Fabio Cotroneo from Rome found Falun Gong in 2012 after searching for a spiritual practice for most of his life.
“When I read ‘Zhuan Falun,’ I felt all the truth of the universe was inside [the book],” he said.
“For the first time, I felt peace in my heart.”
“Zhuan Falun” is the main text of Falun Gong, which contains moral teachings centered around the tenets of truthfulness, compassion, and tolerance.
Cotroneo said applying compassion in his life helped him in his role as a staff manager at a museum.
“My job … is more simple now, because I don’t give orders, but speak to people with heart,” he said.
He said he now tries to listen and understand the people he manages, and to speak to them with kindness, even when they have made mistakes.
“The people that work with me always say to me that they are serene, they are peaceful when … [they are] in [my] office, and they can speak with me,” Cotroneo said.

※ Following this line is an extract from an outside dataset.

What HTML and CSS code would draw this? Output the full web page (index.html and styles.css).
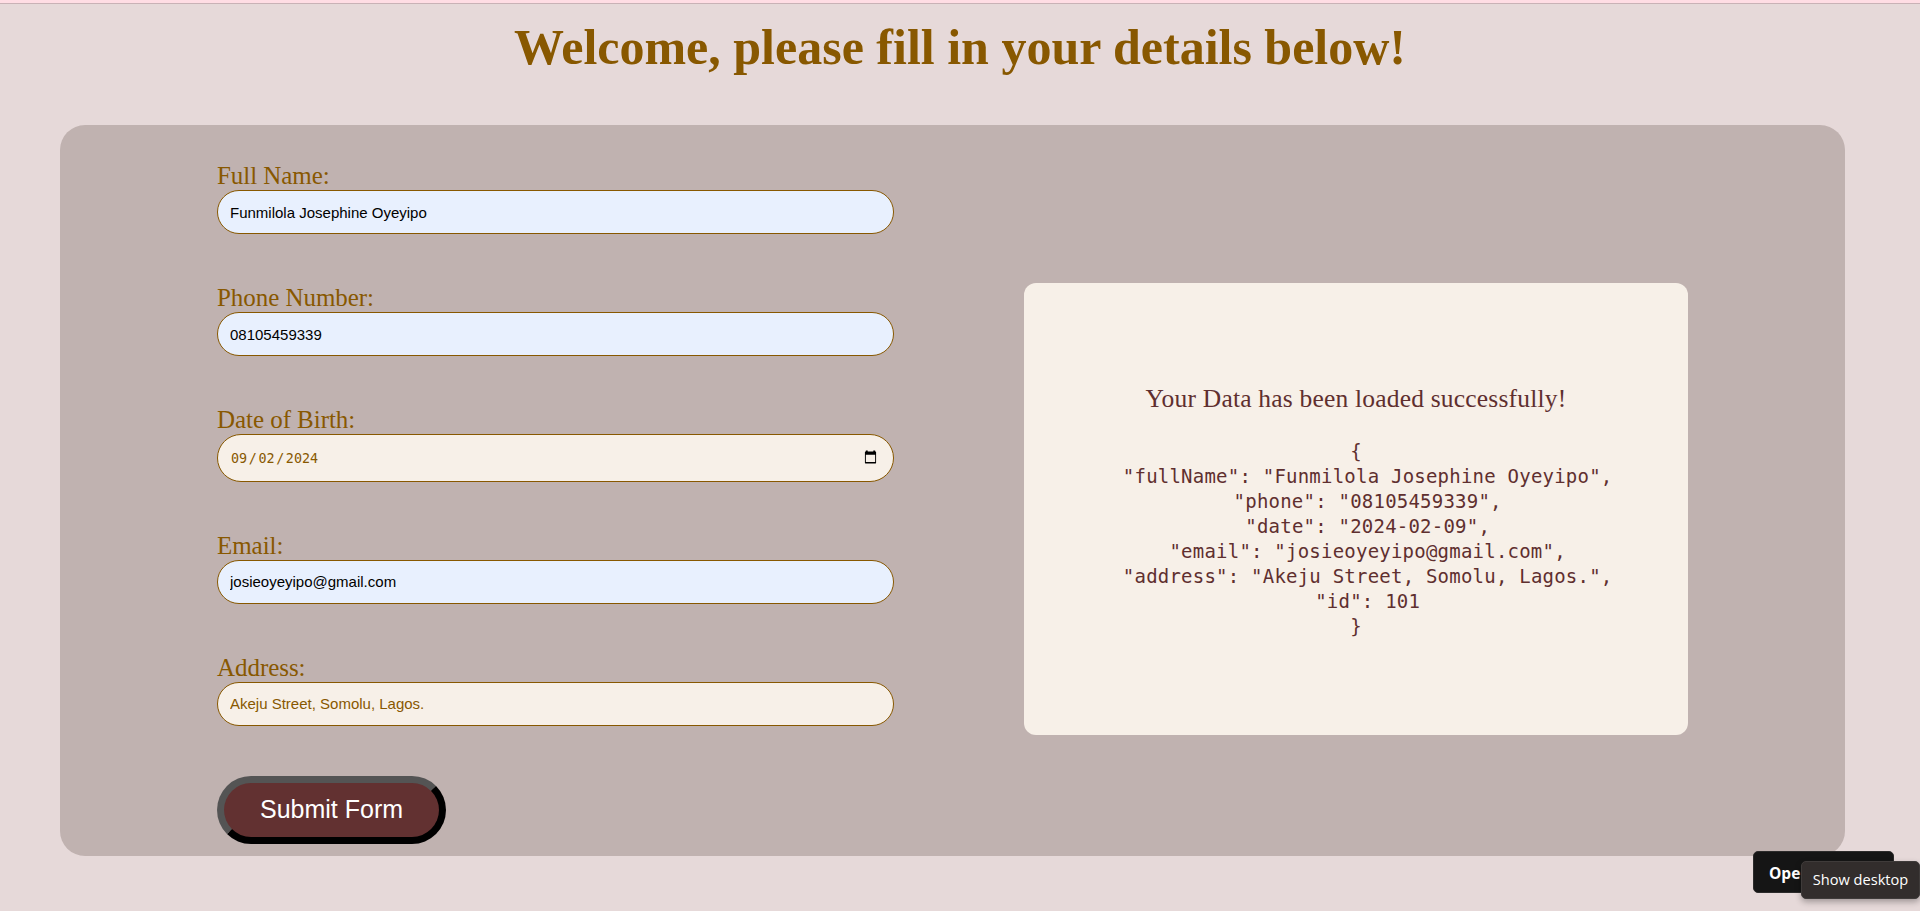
FILE: index.html
```html
<!DOCTYPE html>
<html lang="en">
<head>
<meta charset="utf-8">
<title>Details form</title>
<link rel="stylesheet" href="styles.css">
</head>
<body>
<div class="strip"></div>
<h1 class="title">Welcome, please fill in your details below!</h1>
<main class="panel">
  <form class="form">
    <div class="field"><label class="label" for="name">Full Name:</label><input class="input filled" id="name" type="text" value="Funmilola Josephine Oyeyipo"></div>
    <div class="field"><label class="label" for="phone">Phone Number:</label><input class="input filled" id="phone" type="text" value="08105459339"></div>
    <div class="field"><span class="label">Date of Birth:</span>
      <div class="input date"><span class="digits">09<span class="slash">/</span>02<span class="slash">/</span>2024</span>
        <svg class="calendar" viewBox="0 0 14 14"><path fill="#000" fill-rule="evenodd" d="M2 0h2v1h6V0h2v1h.5l.5.5v12l-.5.5h-11l-.5-.5v-12l.5-.5H2zM2 4.5v8h10v-8z"/></svg>
      </div></div>
    <div class="field"><label class="label" for="email">Email:</label><input class="input filled raised" id="email" type="text" value="josieoyeyipo@gmail.com"></div>
    <div class="field"><label class="label" for="address">Address:</label><input class="input raised" id="address" type="text" value="Akeju Street, Somolu, Lagos."></div>
    <button class="submit" type="button">Submit Form</button>
  </form>
  <section class="result">
    <p class="message">Your Data has been loaded successfully!</p>
<pre class="json">{
  "fullName": "Funmilola Josephine Oyeyipo",
  "phone": "08105459339",
  "date": "2024-02-09",
  "email": "josieoyeyipo@gmail.com",
  "address": "Akeju Street, Somolu, Lagos.",
  "id": 101
}</pre>
  </section>
</main>
<div class="open">Ope</div>
<div class="tooltip">Show desktop</div>
</body>
</html>
```
FILE: styles.css
```css
* { box-sizing: border-box; }
body {
  margin: 0;
  height: 911px;
  overflow: hidden;
  background: #e6d9d9;
  font-family: "Liberation Serif", serif;
  color: #885800;
}
.strip { height: 4px; background: #ffdde4; border-bottom: 1px solid #c9b2b6; }
.title {
  margin: 15px 0 0;
  height: 106px;
  font-size: 50px;
  line-height: 57px;
  font-variant-ligatures: none;
  text-align: center;
}
.panel {
  display: flex;
  align-items: flex-start;
  gap: 130px;
  width: 1785px;
  height: 731px;
  margin-left: 60px;
  padding: 37px 157px 0;
  border-radius: 25px;
  background: #c0b2b0;
}
.form { width: 677px; }
.field { display: flex; flex-direction: column; margin-bottom: 50px; }
.label { height: 28px; line-height: 28px; font-size: 25px; letter-spacing: -0.05px; }
.input {
  width: 100%;
  height: 44px;
  padding: 0 12px;
  border: 1px solid #885800;
  border-radius: 25px;
  background: #f7f0e8;
  color: #885800;
  font: 15px "Liberation Sans", sans-serif;
}
.filled { background: #e8f0fe; color: #000; }
.raised { padding-bottom: 2px; }
.date {
  display: flex;
  align-items: center;
  justify-content: space-between;
  height: 48px;
  padding: 0 16px 0 13px;
  font: 13.4px "DejaVu Sans Mono", monospace;
}
.slash { display: inline-block; width: 11.3px; text-align: center; }
.calendar { width: 13px; height: 14px; margin-bottom: 2px; }
.submit {
  display: block;
  width: 229px;
  height: 68px;
  padding: 0 0 2px;
  border: 7px outset #000;
  border-radius: 34px;
  background: #623131;
  color: #fff;
  font: 25px "Liberation Sans", sans-serif;
}
.result {
  width: 664px;
  height: 452px;
  margin-top: 121px;
  padding-top: 100px;
  border-radius: 12px;
  background: #f7f0e8;
  color: #5f2f2f;
  text-align: center;
}
.message { margin: 0; height: 56px; font-size: 25.5px; line-height: 31px; letter-spacing: 0.2px; }
.json {
  margin: 0;
  font: 19px/25px "DejaVu Sans Mono", monospace;
  letter-spacing: 0.22px;
}
.open, .tooltip { position: absolute; border-radius: 5px; color: #fff; white-space: nowrap; }
.open {
  left: 1753px;
  top: 851px;
  width: 141px;
  height: 42px;
  padding-left: 15px;
  border: 1px solid #2c2b2b;
  background: #151515;
  font: 700 15.5px/42px "Open Sans", sans-serif;
}
.tooltip {
  left: 1801px;
  top: 861px;
  width: 119px;
  height: 38px;
  border: 1px solid #3f3b3a;
  background: #322d2c;
  box-shadow: 0 3px 6px rgba(0, 0, 0, .3);
  font: 14.6px/35px "Open Sans", sans-serif;
  text-align: center;
}
```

For Joseph Gigliotti, a chiropractor from Ontario, Canada, the practice has helped him form a deeper bond with his family by teaching him to take a step back in conflicts and stand in others’ shoes.
“My family always has to be right, so for me, the hardest part was not fighting back, to have patience and say, ‘Hey, maybe they are right, too,’” he said.
Gigliotti said he used to get upset at his older brother, who always pointed out his faults. But the word “tolerance” reminded him to see the situation differently.
“[My brother is] doing it because he wants me to succeed, even if he didn’t say it in a nice way. At the end of the day, if you can see how people care about you, that’s what matters,” Gigliotti said.
Myriam Orso, a public servant based in Geneva, Switzerland, started practicing Falun Gong 16 years ago. She said reading “Zhuan Falun” revealed to her the meaning of life.
“For everything, I try to first think of these three principles before doing something,” Orso said.
Orso said that these values help her to keep calm and maintain kindness even when the other party is angry or hostile, and in doing so, she’s found that the other person also cools down and begins to work with her to resolve the issues.
She also recently realized that tolerance included having the power to forgive others.
“[There are people] I have not forgiven … for something they did in the past,” Orso said.
But applying the principles made Orso see that those things that happened to her were not all bad, and allowed her to let go of her anger toward those people.
“I feel free. Very quiet and free,” Orso said.
Cathy He contributed to this report.